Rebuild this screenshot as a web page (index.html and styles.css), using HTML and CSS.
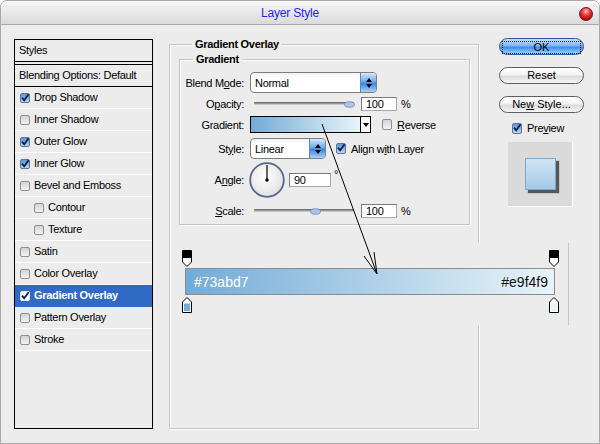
FILE: index.html
```html
<!DOCTYPE html>
<html lang="en">
<head>
    <meta charset="UTF-8">
    <title>Layer Style</title>
    <link rel="stylesheet" href="styles.css">
</head>
<body>

<div class="window">
    <div class="titlebar">
        <span class="title">Layer Style</span>
        <span class="close"></span>
    </div>

    <div class="content">
        <!-- styles list -->
        <div class="styles">
            <div class="styles-head">Styles</div>
            <div class="styles-blend">Blending Options: Default</div>
            <div class="item"><span class="cb on"><svg viewBox="0 0 8 8"><path d="M1 3.6 L3.2 6.3 L7.6 0.2"/></svg></span>Drop Shadow</div>
            <div class="item"><span class="cb"></span>Inner Shadow</div>
            <div class="item"><span class="cb on"><svg viewBox="0 0 8 8"><path d="M1 3.6 L3.2 6.3 L7.6 0.2"/></svg></span>Outer Glow</div>
            <div class="item"><span class="cb on"><svg viewBox="0 0 8 8"><path d="M1 3.6 L3.2 6.3 L7.6 0.2"/></svg></span>Inner Glow</div>
            <div class="item"><span class="cb"></span>Bevel and Emboss</div>
            <div class="item sub"><span class="cb"></span>Contour</div>
            <div class="item sub"><span class="cb"></span>Texture</div>
            <div class="item"><span class="cb"></span>Satin</div>
            <div class="item"><span class="cb"></span>Color Overlay</div>
            <div class="item selected"><span class="cb on"><svg viewBox="0 0 8 8"><path d="M1 3.6 L3.2 6.3 L7.6 0.2"/></svg></span>Gradient Overlay</div>
            <div class="item"><span class="cb"></span>Pattern Overlay</div>
            <div class="item"><span class="cb"></span>Stroke</div>
        </div>

        <!-- gradient overlay settings -->
        <fieldset class="group outer">
            <legend>Gradient Overlay</legend>
            <fieldset class="group inner">
                <legend>Gradient</legend>
                <div class="form">
                    <div class="lbl">Blend M<u>o</u>de:</div>
                    <div class="ctl">
                        <div class="select wide"><span class="val">Normal</span><span class="spin"><i class="up"></i><i class="down"></i></span></div>
                    </div>

                    <div class="lbl">O<u>p</u>acity:</div>
                    <div class="ctl gap4">
                        <div class="slider"><span class="track"></span><svg class="thumb" style="left: 94px" viewBox="0 0 11 7"><ellipse cx="5.5" cy="3.5" rx="5" ry="2.8"/></svg></div>
                        <span class="num">100</span>
                        <span>%</span>
                    </div>

                    <div class="lbl">Gradient:</div>
                    <div class="ctl">
                        <div class="swatch"><span class="swatch-fill"></span><span class="swatch-drop"><i class="down"></i></span></div>
                        <span class="cb big reverse"></span>
                        <span class="cb-text"><u>R</u>everse</span>
                    </div>

                    <div class="lbl">St<u>y</u>le:</div>
                    <div class="ctl">
                        <div class="select narrow"><span class="val">Linear</span><span class="spin"><i class="up"></i><i class="down"></i></span></div>
                        <span class="cb big on align"><svg viewBox="0 0 8 8"><path d="M1 3.6 L3.2 6.3 L7.6 0.2"/></svg></span>
                        <span class="cb-text">Align w<u>i</u>th Layer</span>
                    </div>

                    <div class="lbl">A<u>n</u>gle:</div>
                    <div class="ctl gap4">
                        <svg class="dial" viewBox="0 0 36 36">
                            <defs>
                                <radialGradient id="dialfill" cx="45%" cy="40%" r="60%">
                                    <stop offset="0" stop-color="#ffffff"/>
                                    <stop offset="1" stop-color="#e2e2e2"/>
                                </radialGradient>
                            </defs>
                            <circle cx="18" cy="18" r="16.8" fill="url(#dialfill)" stroke="#55688b" stroke-width="1.8"/>
                            <line x1="18" y1="18" x2="18" y2="3" stroke="#000" stroke-width="1.2"/>
                            <circle cx="18" cy="18" r="1.7" fill="#000"/>
                        </svg>
                        <span class="num angle">90</span>
                        <span class="deg">°</span>
                    </div>

                    <div class="lbl"><u>S</u>cale:</div>
                    <div class="ctl gap4">
                        <div class="slider"><span class="track"></span><svg class="thumb" style="left: 60px" viewBox="0 0 11 7"><ellipse cx="5.5" cy="3.5" rx="5" ry="2.8"/></svg></div>
                        <span class="num">100</span>
                        <span>%</span>
                    </div>
                </div>
            </fieldset>
        </fieldset>

        <!-- buttons and preview -->
        <div class="actions">
            <div class="btn default"><span>OK</span></div>
            <div class="btn reset">Reset</div>
            <div class="btn new">Ne<u>w</u> Style...</div>
            <div class="preview-check">
                <span class="cb big on"><svg viewBox="0 0 8 8"><path d="M1 3.6 L3.2 6.3 L7.6 0.2"/></svg></span>
                <span>Pre<u>v</u>iew</span>
            </div>
            <div class="preview"><span class="preview-square"></span></div>
        </div>
    </div>

    <!-- gradient editor strip pasted over the dialog -->
    <div class="editor">
        <div class="stops">
            <svg class="stop" viewBox="0 0 10 17"><path d="M0.5 0.5 H9.5 V12 L5 16.5 L0.5 12 Z" fill="#fff" stroke="#000"/><rect x="1" y="1" width="8" height="7" fill="#000"/></svg>
            <svg class="stop" viewBox="0 0 10 17"><path d="M0.5 0.5 H9.5 V12 L5 16.5 L0.5 12 Z" fill="#fff" stroke="#000"/><rect x="1" y="1" width="8" height="7" fill="#000"/></svg>
        </div>
        <div class="bar">
            <span class="hex-left">#73abd7</span>
            <span class="hex-right">#e9f4f9</span>
        </div>
        <div class="stops bottom">
            <svg class="stop" viewBox="0 0 10 16"><path d="M5 0.5 L9.5 5 V15.5 H0.5 V5 Z" fill="#fff" stroke="#000"/><rect x="2" y="6.5" width="6" height="7.5" fill="#73abd7"/></svg>
            <svg class="stop" viewBox="0 0 10 16"><path d="M5 0.5 L9.5 5 V15.5 H0.5 V5 Z" fill="#fff" stroke="#000"/><rect x="2" y="6.5" width="6" height="7.5" fill="#e9f4f9"/></svg>
        </div>
    </div>

    <svg class="arrow" viewBox="0 0 600 444">
        <path d="M322 124 L377 274 M364 256 L377 274 L374 252" fill="none" stroke="#000" stroke-width="1"/>
    </svg>
</div>

</body>
</html>
```

FILE: styles.css
```css
body {
    margin: 0;
    background: #ffffff;
    font-family: "Liberation Sans", Arial, sans-serif;
    font-size: 11px;
    color: #000;
    letter-spacing: -0.3px;
}
u {
    text-decoration: underline;
}
.window {
    position: relative;
    width: 600px;
    height: 444px;
    box-sizing: border-box;
    border: 1px solid #a9a9a9;
    border-radius: 7px 7px 0 0;
    background: #ececec;
    overflow: hidden;
}
.titlebar {
    display: flex;
    align-items: center;
    height: 23px;
    border-bottom: 1px solid #a8a8a8;
    background: linear-gradient(#f7f7f7, #dadada);
}
.title {
    flex: 1;
    text-align: center;
    color: #1f1ff2;
    font-size: 12px;
    letter-spacing: -0.2px;
    padding-top: 1px;
}
.close {
    width: 14px;
    height: 14px;
    box-sizing: border-box;
    margin: 2px 6px 0 0;
    border-radius: 50%;
    border: 1px solid #7a1414;
    background: radial-gradient(circle at 50% 28%, #ffc4c4 0, #f04040 35%, #b00a0a 75%, #8a0000 100%);
}
.content {
    display: flex;
    align-items: flex-start;
    padding: 12px 0 0 13px;
}

/* styles list */
.styles {
    width: 139px;
    height: 390px;
    box-sizing: border-box;
    margin-top: 2px;
    border: 1px solid #000;
}
.styles-head {
    height: 20px;
    line-height: 20px;
    padding: 0 0 1px 4px;
    border-bottom: 1px solid #000;
}
.styles-blend {
    height: 20px;
    line-height: 20px;
    padding: 0 0 1px 4px;
    margin-top: 2px;
    border-top: 1px solid #000;
    border-bottom: 1px solid #000;
}
.item {
    display: flex;
    align-items: center;
    gap: 4px;
    height: 19px;
    padding: 0 0 2px 5px;
    border-bottom: 1px solid #fff;
}
.item .cb {
    margin-top: 2px;
}
.item.sub {
    padding-left: 19px;
}
.item.selected {
    background: #316ac5;
    border-bottom-color: #316ac5;
    color: #fff;
    font-weight: bold;
}
.cb {
    display: inline-block;
    flex: none;
    width: 10px;
    height: 10px;
    box-sizing: border-box;
    border: 1px solid #8e8e8e;
    border-radius: 2px;
    background: linear-gradient(#d2d2d2, #f4f4f4);
}
.cb.on {
    border-color: #62748e;
    background: linear-gradient(#5e93d4, #b9d5f2);
}
.item.selected .cb {
    border-color: #dfe7f3;
    background: #ffffff;
}
.cb svg {
    display: block;
    width: 8px;
    height: 8px;
    overflow: visible;
}
.cb svg path {
    fill: none;
    stroke: #10215a;
    stroke-width: 1.9;
}
.cb.big {
    width: 10px;
    height: 11px;
}

/* group boxes */
.group {
    margin: 0;
    padding: 0;
    min-width: 0;
    border: 1px solid #c4c4c4;
    box-shadow: 1px 1px 0 #fff, inset 1px 1px 0 #fff;
}
.group > legend {
    margin-left: 13px;
    padding: 0 3px;
    font-weight: bold;
    line-height: 14px;
}
.outer {
    width: 310px;
    height: 392px;
    box-sizing: border-box;
    margin-left: 16px;
    padding: 1px 9px 0 9px;
}
.inner {
    width: 291px;
    box-sizing: border-box;
}
.form {
    display: grid;
    grid-template-columns: 64px 1fr;
    grid-template-rows: 21px 21px 21px 27px 35px 27px;
    column-gap: 6px;
    align-items: center;
    padding-top: 6px;
}
.lbl {
    text-align: right;
}
.ctl {
    display: flex;
    align-items: center;
}
.gap4 {
    gap: 4px;
}
.select {
    display: flex;
    height: 21px;
    box-sizing: border-box;
    border: 1px solid #7d7d7d;
    border-radius: 4px;
    background: linear-gradient(#f2f2f2, #ffffff 30%);
    overflow: hidden;
}
.select.wide {
    width: 127px;
}
.select.narrow {
    width: 76px;
}
.val {
    flex: 1;
    padding-left: 4px;
    line-height: 20px;
}
.spin {
    width: 15px;
    display: flex;
    flex-direction: column;
    align-items: center;
    justify-content: center;
    gap: 2px;
    border-left: 1px solid #5a86c4;
    background: linear-gradient(#d6e8fc, #6fa9ee 45%, #3a86e2 55%, #a9d2fb);
}
.up {
    width: 0;
    height: 0;
    border-left: 3px solid transparent;
    border-right: 3px solid transparent;
    border-bottom: 4px solid #000;
}
.down {
    width: 0;
    height: 0;
    border-left: 3px solid transparent;
    border-right: 3px solid transparent;
    border-top: 4px solid #000;
}
.slider {
    position: relative;
    width: 103px;
    height: 14px;
    padding-left: 4px;
    display: flex;
    align-items: center;
}
.track {
    width: 100px;
    height: 3px;
    background: linear-gradient(#5a5a5a, #9a9a9a 50%, #e0e0e0);
    border-radius: 1px;
}
.thumb {
    position: absolute;
    top: 4px;
    width: 11px;
    height: 7px;
}
.thumb ellipse {
    fill: #a7c6ea;
    stroke: #6c86ad;
    stroke-width: 0.8;
}
.num {
    width: 36px;
    height: 14px;
    box-sizing: border-box;
    padding-left: 4px;
    line-height: 12px;
    border: 1px solid #7a7a7a;
    border-right-color: #a8a8a8;
    border-bottom-color: #a8a8a8;
    background: #fff;
}
.num.angle {
    width: 42px;
}
.deg {
    align-self: flex-start;
    margin-top: 6px;
    margin-left: -1px;
}
.swatch {
    display: flex;
    width: 121px;
    height: 17px;
    box-sizing: border-box;
    border: 1px solid #000;
}
.swatch-fill {
    flex: 1;
    background: linear-gradient(to right, #73abd7, #e9f4f9);
}
.swatch-drop {
    width: 9px;
    display: flex;
    align-items: center;
    justify-content: center;
    border-left: 1px solid #000;
    background: #fff;
}
.reverse {
    margin-left: 11px;
}
.align {
    margin-left: 10px;
}
.cb-text {
    margin-left: 5px;
}
.dial {
    width: 36px;
    height: 36px;
    margin-left: -1px;
}

/* right column */
.actions {
    display: flex;
    flex-direction: column;
    width: 85px;
    margin-left: 20px;
}
.btn {
    height: 17px;
    box-sizing: border-box;
    border-radius: 9px;
    text-align: center;
    line-height: 15px;
    letter-spacing: 0;
    border: 1px solid #5e5e5e;
    background: linear-gradient(#ffffff, #f3f3f3 45%, #dcdcdc 55%, #f6f6f6);
}
.btn.default {
    margin-top: 1px;
    padding: 2px;
    border-color: #2b5a9c;
    background: linear-gradient(#c4e1ff, #7ab6f3 45%, #3f8ee6 55%, #a4d3ff);
}
.btn.default span {
    display: block;
    height: 11px;
    line-height: 10px;
    border: 1px dotted #000;
}
.btn.reset {
    margin-top: 12px;
}
.btn.new {
    margin-top: 12px;
}
.preview-check {
    display: flex;
    align-items: center;
    gap: 5px;
    margin-top: 9px;
    padding-left: 13px;
}
.preview {
    width: 65px;
    height: 65px;
    box-sizing: border-box;
    margin: 8px 0 0 9px;
    display: flex;
    align-items: center;
    justify-content: center;
    background: #dadada;
    border-right: 1px solid #fff;
    border-bottom: 1px solid #fff;
}
.preview-square {
    width: 31px;
    height: 32px;
    box-sizing: border-box;
    border: 1px solid #7ea6c6;
    background: linear-gradient(#cfe5f4, #a3cae8);
    box-shadow: 3px 3px 1px rgba(0, 0, 0, 0.6);
}

/* gradient editor */
.editor {
    position: absolute;
    left: 170px;
    top: 242px;
    width: 397px;
    height: 75px;
    padding-top: 7px;
    display: flex;
    flex-direction: column;
    background: #ececec;
    border-right: 1px solid #c4c4c4;
}
.stops {
    display: flex;
    justify-content: space-between;
    height: 17px;
    padding: 0 9px 0 11px;
}
.stops.bottom {
    height: 16px;
    margin-top: 2px;
}
.stop {
    width: 10px;
    height: 100%;
}
.bar {
    display: flex;
    justify-content: space-between;
    align-items: center;
    height: 27px;
    box-sizing: border-box;
    margin: 1px 13px 0 14px;
    padding: 0 6px 0 8px;
    border: 1px solid #8c8c8c;
    background: linear-gradient(to right, #73abd7, #e9f4f9);
    font-size: 14px;
    letter-spacing: 0;
}
.hex-left {
    color: #fff;
}
.hex-right {
    color: #111;
}
.arrow {
    position: absolute;
    left: -1px;
    top: -1px;
    width: 600px;
    height: 444px;
    pointer-events: none;
}
```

▬▬▬▬▬▬▬▬▬▬

▸ **What needs to be done**
Lines that hold the word "index" are the ones to return, every one of them.

▸ **Result of the task**
Rebuild this screenshot as a web page (index.html and styles.css), using HTML and CSS.
FILE: index.html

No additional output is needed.